In October 1998, Milošević and U.S. envoy Richard Holbrooke reached an agreement to temporarily end the fighting, whereby Yugoslavia would halve the number of troops and police personnel stationed in Kosovo. The agreement came after Holbrooke convinced the KLA to consider negotiations with Belgrade while making it clear to Milošević that failing to find a peaceful solution to the conflict would lead to a NATO bombing campaign against Serbia. The agreement required Yugoslavia to let Kosovo Verification Mission (KVM) observers enter Kosovo to ensure that the Yugoslavs were abiding by their commitment to withdraw thousands of soldier and police officers from the province. Small-scale clashes continued, and by December, over 1,000 people had been killed and more than 300,000 displaced in the fighting.

===Clashes===
At around 02:00 on the morning of Monday, December 14, 1998, 140 KLA militants tried to illegally cross the Albanian–Yugoslav border between the outposts of Gorozhup and Liken, about 70 km west of Pristina. They were coming from a base inside Albania, where they had been training. The subsequent ambush occurred near the village of Kušnin, just west of Prizren. The militants had been trying to smuggle weapons, ammunition and supplies to be used by KLA fighters in Kosovo. A member of the KVM told reporters that the militants encountered a Yugoslav sentry post and were attacked by the guards. One of the militants was killed instantly and the column started retreating. As the militants turned back they were ambushed and another 25 were killed. The bodies of five other militants were soon discovered not far from the site of the ambush, raising the number of KLA fatalities to 31. Fighting between the militants and the border guards continued for about five hours. Gunfire and explosions could reportedly be heard in three nearby villages. By 07:00, a total of 36 militants had been killed, twelve were wounded and a further nine were captured. The militants who were not killed or captured either managed to flee back to Albania or went into hiding along the border, according to a KVM monitor. The Yugoslavs reported they had suffered no casualties, and stated that large quantities of "modern weapons", ammunition and supplies had been seized.
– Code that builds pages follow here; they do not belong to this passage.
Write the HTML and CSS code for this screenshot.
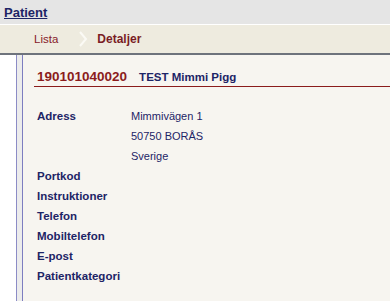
FILE: index.html
```html
<!DOCTYPE html>
<html>
<head>
	<title>Patient</title>
	<link rel="stylesheet" href="styles.css">
</head>
<body>
	<div class="topbar"><a href="#" class="top-link">Patient</a></div>
	<div class="crumbs">
		<span class="crumb">Lista</span>
		<svg class="crumb-sep" width="10" height="16" viewBox="0 0 10 16"><polyline points="2,1 8,8 2,15" fill="none" stroke="#fbfaf5" stroke-width="2"/></svg>
		<span class="crumb crumb-active">Detaljer</span>
	</div>
	<div class="layout">
		<div class="side"></div>
		<div class="gap"></div>
		<div class="main">
			<div class="heading">
				<span class="pnr">190101040020</span><span class="pname">TEST Mimmi Pigg</span>
			</div>
			<div class="details">
				<div class="lbl">Adress</div>
				<div class="val">Mimmivägen 1<br>50750 BORÅS<br>Sverige</div>
				<div class="lbl">Portkod</div>
				<div class="val"></div>
				<div class="lbl">Instruktioner</div>
				<div class="val"></div>
				<div class="lbl">Telefon</div>
				<div class="val"></div>
				<div class="lbl">Mobiltelefon</div>
				<div class="val"></div>
				<div class="lbl">E-post</div>
				<div class="val"></div>
				<div class="lbl">Patientkategori</div>
				<div class="val"></div>
			</div>
		</div>
	</div>
</body>
</html>
```
FILE: styles.css
```css
*{
	margin: 0;
	padding: 0;
	box-sizing: border-box;
}

body{
	font-family: "Liberation Sans", Arial, sans-serif;
	color: #1d2466;
	background: #fff;
}

.topbar{
	height: 25px;
	background-color: #e5e5e5;
	border-bottom: 1px solid #fff;
	padding-left: 4px;
	line-height: 23px;
}

.top-link{
	font-size: 13px;
	font-weight: bold;
	color: #1d2466;
	text-decoration: underline;
}

.crumbs{
	height: 30px;
	background-color: #eeebdf;
	border-bottom: 2px solid #6e737c;
	display: flex;
	align-items: center;
	padding-left: 34px;
}

.crumb{
	font-size: 11.5px;
	color: #86202a;
}

.crumb-active{
	font-weight: bold;
	font-size: 12px;
	color: #7a1d25;
}

.crumb-sep{
	margin: 0 9px 0 20px;
}

.layout{
	display: flex;
	height: 246px;
}

.side{
	width: 17px;
	background-color: #fff;
	border-right: 1px solid #8c8cc6;
}

.gap{
	width: 5px;
	background-color: #ececec;
}

.main{
	flex: 1;
	background-color: #f7f5f0;
	border-left: 1px solid #7d7dc0;
	padding: 11px 0 0 11px;
}

.heading{
	height: 21px;
	line-height: 20px;
	border-bottom: 1px solid #8b1c1c;
	padding-left: 3px;
	font-weight: bold;
}

.pnr{
	font-size: 13.5px;
	color: #8b1c1c;
}

.pname{
	font-size: 11.5px;
	margin-left: 12px;
	color: #1d2466;
}

.details{
	margin-top: 19px;
	padding-left: 3px;
	display: grid;
	grid-template-columns: 94px 1fr;
	line-height: 20px;
}

.lbl{
	font-size: 11.5px;
	font-weight: bold;
}

.val{
	font-size: 11px;
}
```
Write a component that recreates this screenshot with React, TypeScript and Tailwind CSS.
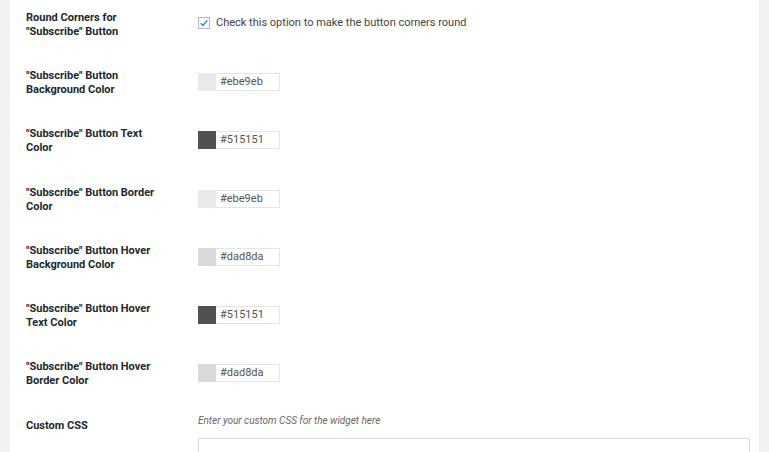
import React from 'react';

type ColorRow = { label: [string, string]; value: string };

const colorRows: ColorRow[] = [
  { label: ['"Subscribe" Button', 'Background Color'], value: '#ebe9eb' },
  { label: ['"Subscribe" Button Text', 'Color'], value: '#515151' },
  { label: ['"Subscribe" Button Border', 'Color'], value: '#ebe9eb' },
  { label: ['"Subscribe" Button Hover', 'Background Color'], value: '#dad8da' },
  { label: ['"Subscribe" Button Hover', 'Text Color'], value: '#515151' },
  { label: ['"Subscribe" Button Hover', 'Border Color'], value: '#dad8da' },
];

function Label({ lines }: { lines: string[] }) {
  return (
    <div className="w-[172px] shrink-0 text-[11px] leading-[14px] font-bold text-[#23282d]">
      {lines.map((l) => (
        <div key={l}>{l}</div>
      ))}
    </div>
  );
}

function ColorInput({ value }: { value: string }) {
  return (
    <div className="pt-[4px]">
      <div className="flex h-[18px] w-[82px] border border-[#e5e5e5] bg-white">
        <div className="-ml-px -mt-px h-[18px] w-[18px]" style={{ backgroundColor: value }} />
        <span className="pl-[4px] text-[11px] leading-[16px] text-[#555]">{value}</span>
      </div>
    </div>
  );
}

export default function App() {
  return (
    <div
      className="flex h-[452px] w-[769px] overflow-hidden bg-[#f1f1f1]"
      style={{ fontFamily: 'Roboto, "Liberation Sans", sans-serif' }}
    >
      <div className="ml-[10px] w-[749px] bg-white pl-[16px] pr-[9px] pt-[11px]">
        {/* round corners option */}
        <div className="flex h-[58.2px] items-start">
          <Label lines={['Round Corners for', '"Subscribe" Button']} />
          <div className="pt-[5px]">
            <label className="flex items-center gap-[6px]">
              <span className="flex h-[12px] w-[12px] items-center justify-center border border-[#b4b9be] bg-white">
                <svg viewBox="0 0 12 12" className="h-[10px] w-[10px]">
                  <path d="M2 6.2 L4.8 9 L10 2.8" fill="none" stroke="#1e8cbe" strokeWidth="1.6" />
                </svg>
              </span>
              <span className="text-[11px] leading-[14px] text-[#444]">
                Check this option to make the button corners round
              </span>
            </label>
          </div>
        </div>

        {colorRows.map((r) => (
          <div key={r.label.join(' ') + r.value} className="flex h-[58.2px] items-start">
            <Label lines={r.label} />
            <ColorInput value={r.value} />
          </div>
        ))}

        {/* custom css */}
        <div className="flex items-start">
          <div className="w-[172px] shrink-0 pt-[1px] text-[11px] leading-[14px] font-bold text-[#23282d]">
            Custom CSS
          </div>
          <div className="flex-1">
            <div className="-mt-[4px] text-[10px] italic leading-[14px] text-[#666]">
              Enter your custom CSS for the widget here
            </div>
            <div className="mt-[10px] h-[60px] border border-[#ddd] bg-white" />
          </div>
        </div>
      </div>
    </div>
  );
}
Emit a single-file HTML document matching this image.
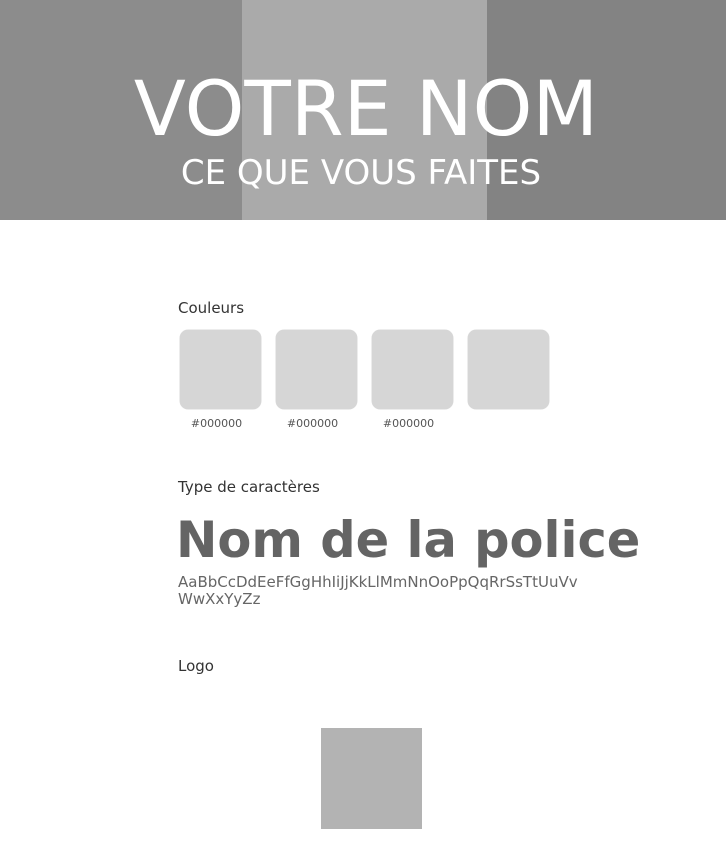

The VJ allowed a team of KVM observers to view the bodies, and photograph and record the names of the prisoners. Organization for Security and Cooperation in Europe (OSCE) observers were also escorted to the site, and reported seeing 31 bodies in camouflage uniforms with KLA insignia. They identified one woman among the dead. The KVM reported that another woman had been taken prisoner. A KVM monitor told reporters: "Our initial feelings are that this was a normal military operation ... not a set-up." The reported figure of 36 dead made the ambush the single deadliest war-related incident in Kosovo since the truce took effect two months before. Eight KLA fighters had been killed near the site of the ambush just eleven days prior.

==Aftermath==
According to Albanian journalists, villages near the ambush site remained sealed off by Yugoslav forces for the remainder of the day. Within hours of the ambush, the KLA vowed revenge. That evening, suspected KLA gunmen entered a Serb-owned café in Peja and opened fire on the patrons, killing six Serb youths. Western diplomats suspected that the attack was carried out by the KLA in retribution for the ambush. The KLA denied responsibility; the journalist Tim Judah suggests that the attack may have been carried out by a rogue unit. The shooting appalled foreign emissaries, and at a meeting with Milošević the following day, Holbrooke condemned it as an act of terrorism and described the situation in Kosovo as "very grave". Milošević issued a separate statement accusing the international community of failing to prevent attacks on Serb civilians, stating: "The terrorist gangs have not ceased attacking the army, the police, and inhabitants of Kosovo."

The VJ continued pursuing remnants of the rebel group for most of December 15, and foreign reporters noted shelling near the ambush site through much of the day. After mediation by the International Committee of the Red Cross (ICRC), Yugoslav authorities handed the bodies of 33 militants over to the KLA for burial. The militants were given heroes' funerals in the rebel-held village of Poljance, on a field dubbed the "Tomb of Heroes", about 61 km northwest of Pristina. The funerals were attended by several thousand Albanians, including about 500 militants.

The captured militants were initially taken to a jail in Prizren and later transported to a military prison in Niš. On January 8, 1999, the KLA ambushed a convoy carrying rations to VJ personnel in Mitrovica, taking eight Yugoslav soldiers hostage. U.S. officials negotiated the soldiers' release five days later. In return, on January 23, Yugoslav authorities freed the nine militants. Almost simultaneously, the KLA released five elderly Serb civilians that it had taken hostage two days earlier. Yugoslav officials insisted that the two events were not linked. The KLA's taking of civilian hostages drew condemnation from Western diplomats, including the head of the KVM, William Walker, who told reporters: "... I think it was a very unwise and uncivilized thing for them to do to kidnap civilians." Upon being released, the militants alleged they were mistreated and beaten while in custody and vowed to avenge the deaths of their fellow fighters.